Written instruction: Every line of the data that contains the string "React" must be copied.

Records supplied:
○ ○ ○ ○

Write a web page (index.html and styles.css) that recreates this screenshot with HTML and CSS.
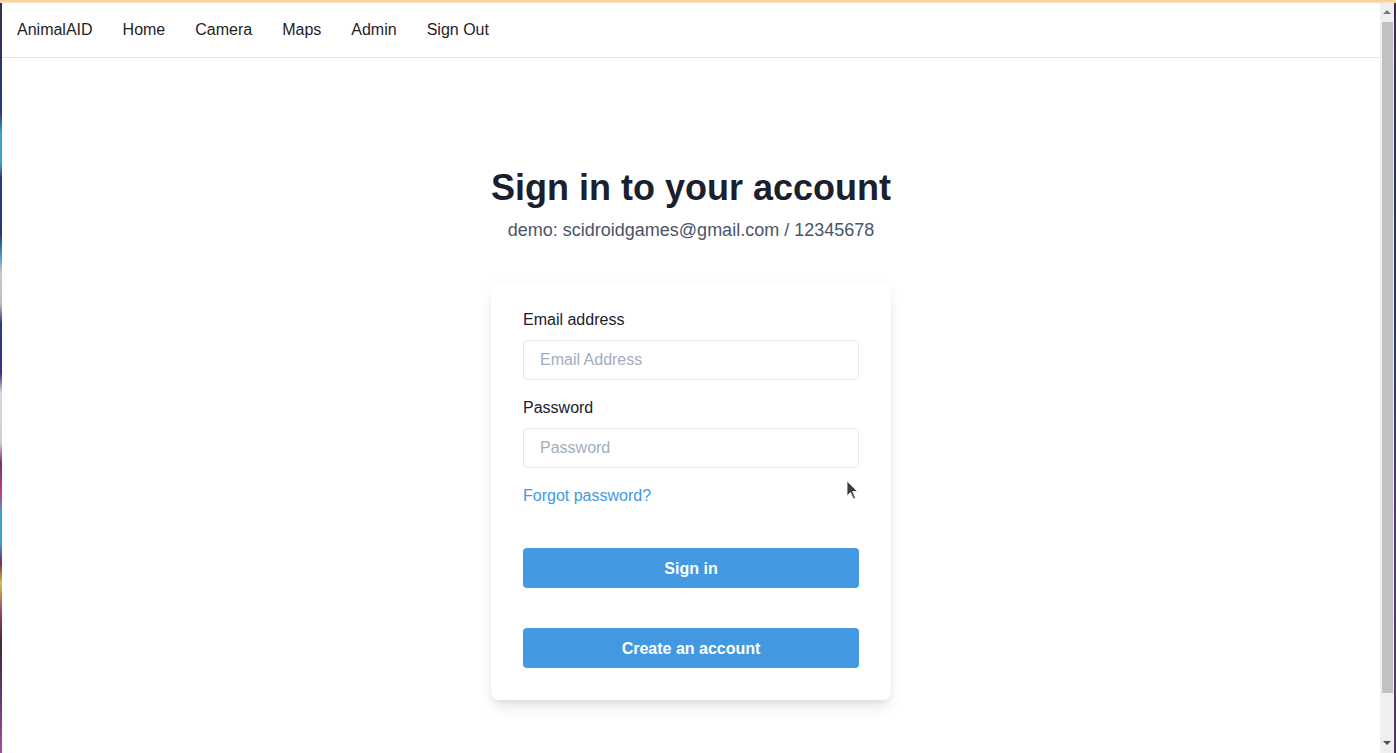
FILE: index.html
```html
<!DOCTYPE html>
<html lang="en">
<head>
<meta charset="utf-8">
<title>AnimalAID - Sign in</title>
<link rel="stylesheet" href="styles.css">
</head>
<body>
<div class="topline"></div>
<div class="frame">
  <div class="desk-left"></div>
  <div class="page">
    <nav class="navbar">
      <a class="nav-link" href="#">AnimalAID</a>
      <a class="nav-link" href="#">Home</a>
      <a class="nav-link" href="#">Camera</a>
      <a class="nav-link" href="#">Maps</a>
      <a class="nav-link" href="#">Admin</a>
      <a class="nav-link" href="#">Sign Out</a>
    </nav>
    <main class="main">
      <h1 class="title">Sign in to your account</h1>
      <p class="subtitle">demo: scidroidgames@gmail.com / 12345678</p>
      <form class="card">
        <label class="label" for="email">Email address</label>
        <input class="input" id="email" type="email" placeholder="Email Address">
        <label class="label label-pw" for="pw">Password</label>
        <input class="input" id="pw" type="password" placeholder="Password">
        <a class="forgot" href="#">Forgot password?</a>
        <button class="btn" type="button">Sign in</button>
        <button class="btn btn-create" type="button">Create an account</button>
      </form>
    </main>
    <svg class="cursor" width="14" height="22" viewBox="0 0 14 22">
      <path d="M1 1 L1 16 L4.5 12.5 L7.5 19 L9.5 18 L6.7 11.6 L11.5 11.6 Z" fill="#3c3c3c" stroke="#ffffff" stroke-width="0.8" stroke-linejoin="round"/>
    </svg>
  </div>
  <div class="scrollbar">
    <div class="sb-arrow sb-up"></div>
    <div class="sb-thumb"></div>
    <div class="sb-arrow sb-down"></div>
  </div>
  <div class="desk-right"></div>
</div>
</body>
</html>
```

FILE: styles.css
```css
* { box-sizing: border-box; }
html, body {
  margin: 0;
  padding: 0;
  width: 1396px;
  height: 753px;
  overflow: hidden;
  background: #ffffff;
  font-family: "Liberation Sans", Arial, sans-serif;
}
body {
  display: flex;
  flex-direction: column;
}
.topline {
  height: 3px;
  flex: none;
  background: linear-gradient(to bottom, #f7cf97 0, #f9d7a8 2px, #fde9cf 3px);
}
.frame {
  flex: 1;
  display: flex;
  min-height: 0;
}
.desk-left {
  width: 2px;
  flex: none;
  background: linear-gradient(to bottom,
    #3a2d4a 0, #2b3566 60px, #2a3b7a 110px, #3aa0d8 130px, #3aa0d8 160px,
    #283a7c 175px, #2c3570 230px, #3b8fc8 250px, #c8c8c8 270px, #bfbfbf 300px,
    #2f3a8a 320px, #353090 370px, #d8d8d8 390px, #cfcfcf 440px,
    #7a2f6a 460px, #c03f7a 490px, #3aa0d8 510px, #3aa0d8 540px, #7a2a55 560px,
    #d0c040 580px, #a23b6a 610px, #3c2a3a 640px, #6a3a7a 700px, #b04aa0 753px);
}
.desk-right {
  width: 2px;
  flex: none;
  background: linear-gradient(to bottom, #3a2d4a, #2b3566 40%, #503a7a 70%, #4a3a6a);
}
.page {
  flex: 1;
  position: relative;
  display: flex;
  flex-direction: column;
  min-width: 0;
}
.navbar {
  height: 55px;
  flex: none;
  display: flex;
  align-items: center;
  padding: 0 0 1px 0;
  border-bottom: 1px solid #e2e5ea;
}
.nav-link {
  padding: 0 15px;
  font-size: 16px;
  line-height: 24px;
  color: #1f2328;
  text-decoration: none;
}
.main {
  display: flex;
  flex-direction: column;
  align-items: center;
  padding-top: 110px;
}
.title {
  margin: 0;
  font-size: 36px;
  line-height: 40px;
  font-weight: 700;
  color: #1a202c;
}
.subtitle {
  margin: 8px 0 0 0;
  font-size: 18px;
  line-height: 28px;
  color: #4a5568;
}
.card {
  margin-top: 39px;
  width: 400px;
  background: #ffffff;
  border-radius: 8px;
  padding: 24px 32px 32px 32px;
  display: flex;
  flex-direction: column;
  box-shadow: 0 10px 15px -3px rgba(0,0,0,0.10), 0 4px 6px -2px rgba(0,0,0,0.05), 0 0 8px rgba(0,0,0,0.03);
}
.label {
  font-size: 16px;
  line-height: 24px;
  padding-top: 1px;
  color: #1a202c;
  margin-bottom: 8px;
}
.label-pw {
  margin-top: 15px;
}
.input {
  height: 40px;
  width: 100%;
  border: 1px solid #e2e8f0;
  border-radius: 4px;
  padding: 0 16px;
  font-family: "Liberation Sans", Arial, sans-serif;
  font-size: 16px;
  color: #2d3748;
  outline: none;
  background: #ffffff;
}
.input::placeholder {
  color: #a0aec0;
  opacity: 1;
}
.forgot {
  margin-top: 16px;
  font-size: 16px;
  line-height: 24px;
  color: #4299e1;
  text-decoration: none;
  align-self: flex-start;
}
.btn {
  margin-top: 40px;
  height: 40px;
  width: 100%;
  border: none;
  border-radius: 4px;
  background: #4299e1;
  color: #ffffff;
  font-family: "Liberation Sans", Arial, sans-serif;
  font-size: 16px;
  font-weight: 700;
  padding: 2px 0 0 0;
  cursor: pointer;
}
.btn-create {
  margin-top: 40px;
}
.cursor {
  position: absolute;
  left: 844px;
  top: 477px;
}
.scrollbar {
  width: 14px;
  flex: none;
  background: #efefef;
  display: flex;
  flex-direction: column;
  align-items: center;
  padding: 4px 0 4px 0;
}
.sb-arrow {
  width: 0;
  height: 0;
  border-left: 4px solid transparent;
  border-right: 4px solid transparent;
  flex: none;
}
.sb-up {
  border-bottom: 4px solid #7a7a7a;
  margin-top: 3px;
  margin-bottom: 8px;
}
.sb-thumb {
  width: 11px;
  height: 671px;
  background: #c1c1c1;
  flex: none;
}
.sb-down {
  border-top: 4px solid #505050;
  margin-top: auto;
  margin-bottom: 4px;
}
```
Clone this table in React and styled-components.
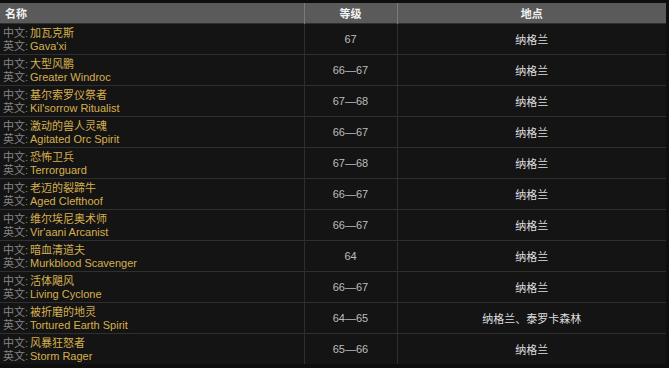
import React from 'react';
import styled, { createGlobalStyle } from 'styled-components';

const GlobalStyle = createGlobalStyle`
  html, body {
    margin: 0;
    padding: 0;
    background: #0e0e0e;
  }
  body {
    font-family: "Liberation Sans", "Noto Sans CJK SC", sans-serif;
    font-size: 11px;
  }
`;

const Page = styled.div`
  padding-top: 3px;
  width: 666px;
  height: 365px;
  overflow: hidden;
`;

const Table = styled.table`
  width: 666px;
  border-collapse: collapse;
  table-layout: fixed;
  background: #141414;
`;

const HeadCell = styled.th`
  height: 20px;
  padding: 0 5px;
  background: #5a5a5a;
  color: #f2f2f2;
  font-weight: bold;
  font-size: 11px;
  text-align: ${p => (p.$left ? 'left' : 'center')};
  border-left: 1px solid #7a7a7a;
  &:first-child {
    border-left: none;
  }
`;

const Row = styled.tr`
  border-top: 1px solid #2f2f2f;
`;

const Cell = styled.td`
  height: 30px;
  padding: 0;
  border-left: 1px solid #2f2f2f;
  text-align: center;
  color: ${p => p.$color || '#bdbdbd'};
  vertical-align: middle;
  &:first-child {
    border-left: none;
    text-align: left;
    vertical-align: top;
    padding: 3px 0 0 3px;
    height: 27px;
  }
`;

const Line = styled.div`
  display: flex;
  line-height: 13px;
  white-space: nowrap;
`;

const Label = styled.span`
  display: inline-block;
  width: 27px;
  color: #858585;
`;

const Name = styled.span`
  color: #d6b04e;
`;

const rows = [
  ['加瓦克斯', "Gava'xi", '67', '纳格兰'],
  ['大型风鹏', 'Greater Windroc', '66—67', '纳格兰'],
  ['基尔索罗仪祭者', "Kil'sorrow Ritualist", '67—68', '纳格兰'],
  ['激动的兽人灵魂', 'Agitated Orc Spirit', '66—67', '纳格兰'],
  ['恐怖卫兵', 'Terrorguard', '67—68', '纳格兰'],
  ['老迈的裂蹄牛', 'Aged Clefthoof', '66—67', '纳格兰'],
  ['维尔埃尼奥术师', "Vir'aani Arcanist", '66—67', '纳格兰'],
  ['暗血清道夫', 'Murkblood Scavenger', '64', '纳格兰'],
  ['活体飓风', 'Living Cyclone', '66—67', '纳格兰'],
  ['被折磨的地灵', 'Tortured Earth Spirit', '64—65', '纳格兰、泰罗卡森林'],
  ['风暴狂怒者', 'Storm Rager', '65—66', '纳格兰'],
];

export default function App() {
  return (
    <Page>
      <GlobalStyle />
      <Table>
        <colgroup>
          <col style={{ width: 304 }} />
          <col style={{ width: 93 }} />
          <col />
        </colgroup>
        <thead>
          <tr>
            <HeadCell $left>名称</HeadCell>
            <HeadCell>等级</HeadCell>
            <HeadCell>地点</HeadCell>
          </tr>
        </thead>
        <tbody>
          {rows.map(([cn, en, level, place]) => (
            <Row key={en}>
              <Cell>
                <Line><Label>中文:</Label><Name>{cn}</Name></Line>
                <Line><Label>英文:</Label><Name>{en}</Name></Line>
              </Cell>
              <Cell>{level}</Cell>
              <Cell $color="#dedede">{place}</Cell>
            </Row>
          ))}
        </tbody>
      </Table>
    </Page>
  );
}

○ ○ ○ ○

Exercise output:
Clone this table in React and styled-components.
import React from 'react';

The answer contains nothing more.